Just quickly because I have to go to work....
1. Wasn't it in early 2006 in an email from Kratz to Culhane, something about Wiegert checking on the blood to see if it was what it was? So who knew about the blood early on? The State or was it just SA rambling on about ALL the blood they have taken from him over the years. I don't think SA had any way of knowing that it was literally sitting in a box on the counter in Manitowoc County Court house.
2. LeBeau's EDTA testing was peer reviewed? When and where is this? The only peer reviewing of EDTA testing I am aware of without going hunting is the 1996 EDTA test for the OJ case, and it was peer reviewed and determined to not be reliable, I think?
3. The FBI lab is only available to the State and LE, it is not available to defendants AFAIK. So the defense was expected to find a lab to do a test that was not being done and pay for that? They didn't have unlimited funds like the State did. Wasn't it determined that Buting and Strang made less then minimum wage on this case with the funds available to them from SA's settlement?
4. Literally having a test done while the trial has already started is not playing fair IMO. The State knew about the blood long before the defense did, again IMO, and why did they wait to have the FBI do the test? Give the defense time to possibly find someone?
I think it's quite possible that some of these world renowned scientists that have contacted Zellner have 'peer reviewed' the FBI's testing, and I would not be surprised to find out that it's just an unreliable test period.
JMO
Navel gazing over when the State knew about the existence of the blood vial sweeps aside the real issue.
The blood vial was the most vital part of their defense, it was to be their showcase moment, their "red letter day". They did not reveal that the vial would be introduced as evidence until 6 days before the deadline.
You can say that the State knew of the vial since Nov '05 but they did not know the Defense was intending to walk into the courtroom with the styrofoam packaging and tell the jury that this is where they got his blood from until it was far too late. It was a dirty tactic imo, but fortunately it was thwarted by science and the Courts.
Four weeks into the trial, and the defense finally decides they want to do their own testing and asked for a continuance or a mistrial (lost count of how many times they called for a mistrial).
This is some of what the Judge had to say
The Court also concludes that if the defendant had felt the testing of the blood was important, the defendant had adequate opportunity in which to arrange for such testing.
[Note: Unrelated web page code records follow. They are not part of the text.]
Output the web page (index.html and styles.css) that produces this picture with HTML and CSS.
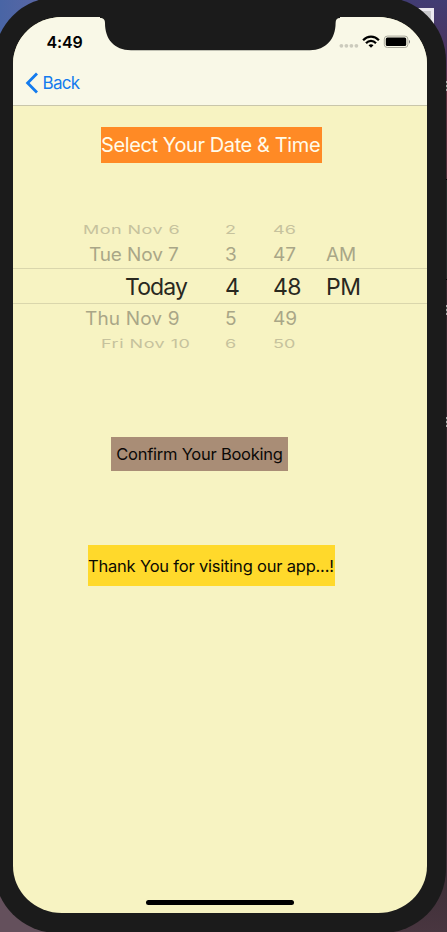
FILE: index.html
```html
<!DOCTYPE html>
<html lang="en">
<head>
<meta charset="utf-8">
<title>Select Your Date &amp; Time</title>
<link rel="stylesheet" href="styles.css">
</head>
<body>
<div class="desktop">
  <div class="desktop-window"></div>
  <div class="side-key"></div>
  <i class="tick tick-a"></i><i class="tick tick-b"></i><i class="tick tick-c"></i>
  <div class="phone">
    <main class="screen">
      <header class="nav">
        <div class="status">
          <time class="clock">4:49</time>
          <svg class="indicators" width="72" height="14" viewBox="0 0 72 14">
            <g fill="#cccbbd"><circle cx="2.4" cy="10.8" r="1.9"/><circle cx="7.4" cy="10.8" r="1.9"/><circle cx="12.4" cy="10.8" r="1.9"/><circle cx="17.4" cy="10.8" r="1.9"/></g>
            <g fill="none" stroke="#000" stroke-width="2.2"><path d="M24.1 5.2C28.7 0.4 35.3 0.4 39.9 5.2"/><path d="M27 8.2C29.8 5.2 34.2 5.2 37 8.2"/></g>
            <path d="M29.5 10.3Q32 8.2 34.5 10.3L32 12.8Z"/>
            <rect x="45.3" y="1.1" width="23.6" height="11.4" rx="3" fill="none" stroke="#aaa99c"/>
            <rect x="46.8" y="2.5" width="20.4" height="8.6" rx="1.5"/>
            <path d="M70 4.8Q72 6.8 70 8.8Z" fill="#777"/>
          </svg>
        </div>
        <a class="back"><svg width="14" height="22" viewBox="0 0 14 22"><path d="M12 1.4L2.6 11L12 20.6" fill="none" stroke="#137bee" stroke-width="2.8"/></svg><span>Back</span></a>
      </header>
      <h1 class="title">Select Your Date &amp; Time</h1>
      <div class="picker">
        <div class="row far before"><span class="day">Mon Nov 6</span><span>2</span><span class="minute">46</span><span></span></div>
        <div class="row near above"><span class="day">Tue Nov 7</span><span>3</span><span class="minute">47</span><span>AM</span></div>
        <div class="row current"><span class="day">Today</span><span>4</span><span class="minute">48</span><span>PM</span></div>
        <div class="row near below"><span class="day">Thu Nov 9</span><span>5</span><span class="minute">49</span><span></span></div>
        <div class="row far after"><span class="day">Fri Nov 10</span><span>6</span><span class="minute">50</span><span></span></div>
      </div>
      <button class="confirm">Confirm Your Booking</button>
      <p class="thanks">Thank You for visiting our app...!</p>
      <div class="home"></div>
    </main>
    <svg class="notch" width="240" height="34" viewBox="0 0 240 34"><path d="M0 0H240V1C237 1 235.6 2.5 235.6 6C235.6 22 226 33.2 210 33.2H31C14 33.2 5 22 5 6C5 2.5 3.5 1 0 1Z" fill="#1b1b1b"/></svg>
  </div>
</div>
</body>
</html>
```

FILE: styles.css
```css
* { box-sizing: border-box; }
body { margin: 0; font-family: Inter, "Liberation Sans", sans-serif; }
.desktop {
  position: relative;
  width: 447px;
  height: 932px;
  overflow: hidden;
  background: linear-gradient(90deg, #64505c 0 50%, transparent 50%), linear-gradient(#413c73 0, #4d335d 55px, #5b2f3d 90px, #30242a 300px, #30252b 800px, #493640 932px);
}
.desktop::before { content: ""; position: absolute; width: 60px; height: 60px; background: linear-gradient(90deg, #4965a5, #6267a4); }
.desktop-window { position: absolute; left: 418px; top: 8px; width: 16px; height: 16px; border: 3px solid #eceaf0; background: #c9c9cc; }
.side-key { position: absolute; left: 445px; top: 179px; width: 2px; height: 101px; background: #282828; border: solid #000; border-width: 1px 0; }
.tick { position: absolute; left: 446px; width: 1px; height: 10px; background: repeating-linear-gradient(#aaa 0 2px, #444 2px 4px); }
.tick-a { top: 81px; }
.tick-b { top: 305px; }
.tick-c { top: 417px; }
.phone {
  position: absolute;
  left: -6px;
  top: -3px;
  width: 452px;
  height: 936px;
  padding: 20px 19px;
  border-radius: 64px;
  background: #1b1b1b;
}
.screen {
  display: flex;
  flex-direction: column;
  width: 414px;
  height: 896px;
  overflow: hidden;
  border-radius: 49px / 47px;
  background: #f7f3c2;
}
.notch { position: absolute; left: 106px; top: 19.5px; }
.nav { height: 89px; flex: none; background: #f9f8e7; border-bottom: 1px solid #c9c6ab; }
.status { display: flex; justify-content: space-between; height: 49px; padding: 17px 16px 0 33.5px; }
.clock { font-size: 16px; line-height: 17px; font-weight: 600; letter-spacing: -.1px; }
.indicators { margin-top: 1px; }
.back { display: flex; align-items: center; width: max-content; margin: 6px 0 0 12px; color: #137bee; font-size: 17px; line-height: 22px; letter-spacing: -.7px; }
.back span { margin-left: 3.5px; }
.title { width: 221px; height: 36px; margin: 21px 0 0 88px; background: #ff8a25; color: #fffbea; font-size: 20px; line-height: 37px; font-weight: 400; letter-spacing: -.4px; white-space: nowrap; }
.picker { height: 140px; margin-top: 56px; color: #a9a687; }
.row { display: grid; grid-template-columns: 212px 48px 53px 1fr; white-space: nowrap; }
.day { justify-self: start; }
.far { height: 22px; font-size: 18px; line-height: 22px; color: #c6c29d; }
.near { height: 27px; font-size: 19px; line-height: 27px; }
.far span { transform: scaleY(.66); }
.near span { transform: scaleY(.95); }
.before .day { padding-left: 70px; letter-spacing: .45px; }
.above .day { padding-left: 76px; letter-spacing: -.12px; }
.above { height: 27px; }
.below { height: 28px; line-height: 29px; }
.below .day { padding-left: 72px; letter-spacing: .15px; }
.after { line-height: 24px; }
.after .day { padding-left: 88px; letter-spacing: .5px; }
.current { height: 36px; border: solid #dad6ac; border-width: 1px 0; font-size: 23px; line-height: 36px; color: #29281f; letter-spacing: -.5px; }
.current .day { padding-left: 112px; letter-spacing: -.9px; }
.confirm { width: 177px; height: 34px; margin: 78px 0 0 98px; padding: 0; border: 0; background: #a98d76; color: #0b0907; font: 400 16.5px/34px Inter, sans-serif; letter-spacing: -.24px; white-space: nowrap; }
.thanks { width: 247px; height: 41px; margin: 74px 0 0 75px; background: #ffd92b; color: #0b0a02; font-size: 16.5px; line-height: 42px; letter-spacing: -.2px; white-space: nowrap; }
.home { width: 148px; height: 5px; margin: auto 0 8px 133px; border-radius: 3px; background: #000; }
```
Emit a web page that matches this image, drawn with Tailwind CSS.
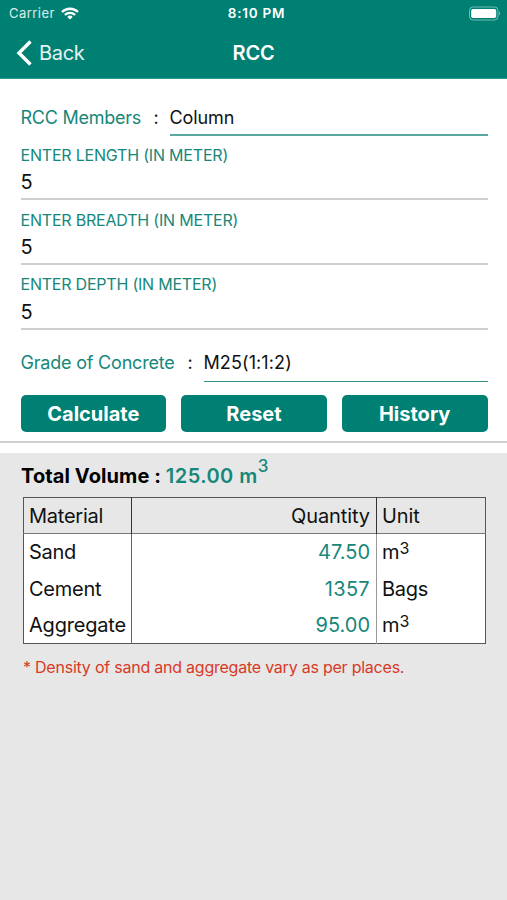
<!DOCTYPE html>
<html lang="en">
<head>
    <meta charset="UTF-8">
    <meta name="viewport" content="width=device-width, initial-scale=1.0">
    <title>RCC</title>
    <script src="https://cdn.jsdelivr.net/npm/@tailwindcss/browser@4"></script>
</head>
<body class="bg-[#e7e7e7] font-['Inter',sans-serif] text-[#111] h-[900px] overflow-hidden whitespace-nowrap">
    <header class="bg-[#008073] text-white h-[79px] border-b border-[#2f978c]">
        <div class="grid grid-cols-3 items-center h-[27px] pl-[9px] pr-[6px]">
            <div class="flex items-center gap-[6px] text-[13px] text-white/85">
                <span class="tracking-[0.45px]">Carrier</span>
                <svg class="w-[18px] h-[13px]" viewBox="0 0 18 13" fill="none" stroke="white" stroke-width="2.4">
                    <path d="M1 5a11.4 11.4 0 0 1 16 0M3.9 8a7.3 7.3 0 0 1 10.2 0" />
                    <path d="M9 12.6L6.3 9.9a3.9 3.9 0 0 1 5.4 0z" fill="white" stroke="none" />
                </svg>
            </div>
            <div class="text-center text-[13.5px] font-semibold pl-[3px]"><span class="tracking-[0.75px]">8:10 PM</span></div>
            <svg class="justify-self-end w-[33px] h-[15px]" viewBox="0 0 33 15">
                <rect x="1.5" y="1" width="28.5" height="13" rx="3.5" fill="none" stroke="white" stroke-opacity="0.45" />
                <rect x="3.2" y="2.9" width="25" height="9.2" rx="1.8" fill="white" />
                <path d="M31 5.5q2 2 0 4z" fill="white" fill-opacity="0.5" />
            </svg>
        </div>
        <div class="grid grid-cols-3 items-center h-[51px] px-[16px]">
            <div class="flex items-center gap-[7px] text-[20px] text-white/90">
                <svg class="w-[16px] h-[26px]" viewBox="0 0 16 26" fill="none" stroke="white" stroke-width="3.4">
                    <path d="M14.5 1.5L3 13l11.5 11.5" />
                </svg>
                <span class="tracking-[-0.3px]">Back</span>
            </div>
            <h1 class="text-center text-[20px] font-semibold tracking-[-0.2px]">RCC</h1>
        </div>
    </header>

    <main class="bg-white h-[374px] pl-[20.5px] pr-[19.5px] pt-[20px] flex flex-col">
        <div class="flex h-[37px] text-[18px]">
            <div class="w-[149px] flex pt-1 leading-[29px]">
                <span class="w-[133px] text-[#16877a] tracking-[-0.25px]">RCC Members</span>
                <span>:</span>
            </div>
            <div class="flex-1 border-b-2 border-[#5aa9a1] pt-1 leading-[29px] tracking-[-0.1px]">Column</div>
        </div>

        <label class="block h-[64px] border-b-2 border-[#cfcfcf]">
            <span class="block pt-[9px] text-[16px] leading-[20px] tracking-[-0.2px] text-[#16877a]">ENTER LENGTH (IN METER)</span>
            <span class="block pt-[4px] text-[20px] leading-[26px]">5</span>
        </label>
        <label class="block h-[65px] border-b-2 border-[#cfcfcf]">
            <span class="block pt-[10px] text-[16px] leading-[20px] tracking-[-0.2px] text-[#16877a]">ENTER BREADTH (IN METER)</span>
            <span class="block pt-[4px] text-[20px] leading-[26px]">5</span>
        </label>
        <label class="block h-[65px] border-b-2 border-[#cfcfcf]">
            <span class="block pt-[9px] text-[16px] leading-[20px] tracking-[-0.22px] text-[#16877a]">ENTER DEPTH (IN METER)</span>
            <span class="block pt-[5px] text-[20px] leading-[26px]">5</span>
        </label>

        <div class="flex h-[34px] mt-[18px] text-[18px]">
            <div class="w-[183px] flex leading-[30px]">
                <span class="w-[167px] text-[#16877a] tracking-[-0.2px]">Grade of Concrete</span>
                <span>:</span>
            </div>
            <div class="flex-1 border-b border-[#2f9185] leading-[30px] tracking-[0.1px]">M25(1:1:2)</div>
        </div>

        <div class="grid grid-cols-3 gap-[15px] mt-[13px] text-[20px] font-bold text-white">
            <button class="h-[37px] rounded-[5px] bg-[#008073]">Calculate</button>
            <button class="h-[37px] rounded-[5px] bg-[#008073]">Reset</button>
            <button class="h-[37px] rounded-[5px] bg-[#008073]">History</button>
        </div>
        <div class="-ml-[20.5px] -mr-[19.5px] mt-[9px] h-[2px] bg-[#cfcfcf]"></div>
    </main>

    <section class="pl-[23px] pr-[21px]">
        <h2 class="h-[44px] -ml-[2px] text-[20px] leading-[47px] font-bold text-black">
            <span class="tracking-[0.1px]">Total Volume :</span>
            <span class="font-semibold text-[#16877a]"><span class="tracking-[0.45px]">125.00 m</span><sup class="text-[17px] leading-none font-medium -top-[11px]">3</sup></span>
        </h2>

        <table class="w-full table-fixed border-collapse border border-[#555] text-[20px] leading-[24px]">
            <colgroup>
                <col class="w-[108px]">
                <col class="w-[245px]">
                <col>
            </colgroup>
            <thead>
                <tr class="h-[36px] border-b border-[#777] text-left">
                    <th class="pl-[5px] font-normal tracking-[-0.25px] border-r border-[#333]">Material</th>
                    <th class="pr-[6px] font-normal tracking-[-0.1px] text-right border-r border-[#333]">Quantity</th>
                    <th class="pl-[5px] font-normal tracking-[-0.1px]">Unit</th>
                </tr>
            </thead>
            <tbody class="bg-white">
                <tr class="h-[37px]">
                    <td class="pl-[5px] tracking-[-0.3px] border-r border-[#666]">Sand</td>
                    <td class="pr-[6px] text-right text-[#16877a] border-r border-[#999]">47.50</td>
                    <td class="pl-[5px]">m<sup class="text-[16px] leading-none -top-[5px]">3</sup></td>
                </tr>
                <tr class="h-[37px]">
                    <td class="pl-[5px] tracking-[-0.25px] border-r border-[#666]">Cement</td>
                    <td class="pr-[6px] text-right tracking-[0.3px] text-[#16877a] border-r border-[#999]">1357</td>
                    <td class="pl-[5px] tracking-[-0.25px]">Bags</td>
                </tr>
                <tr class="h-[36px]">
                    <td class="pl-[5px] tracking-[-0.2px] border-r border-[#666]">Aggregate</td>
                    <td class="pr-[6px] text-right text-[#16877a] border-r border-[#999]">95.00</td>
                    <td class="pl-[5px]">m<sup class="text-[16px] leading-none -top-[5px]">3</sup></td>
                </tr>
            </tbody>
        </table>

        <p class="mt-[12px] text-[16px] leading-[22px] tracking-[-0.23px] text-[#d83a26]">* Density of sand and aggregate vary as per places.</p>
    </section>
</body>
</html>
The defendant could have sought release of the blood vial much earlier and requested permission to test it himself under Section 971.23 (5).
In the alternative, if the defendant did not want to risk spending resources on a test which could possibly produce inconclusive or unfavorable results, the defendant could have disclosed the existence of the blood evidence earlier, asked the Court to set a deadline for the State to conduct any testing that it wished to conduct and still allow the defense adequate time to make its own decision as to whether or not it wanted to independently test the blood vial, all of which could accomplish been accomplished well before the start of trial in this case.
The Court believes the defense decision not to pursue identification of the blood vial until very close to the discovery deadline was a decision that the defense was entitled to make.
[...]
Finally, by waiting until shortly before the time it was permitted to do so, the defense may have left the State with less time to prepare to meet the evidence and, specifically, with not enough time in which to conduct the States own tests. It certainly appeared, based on the original State request to adjourn the trial, that that may well have been the case here."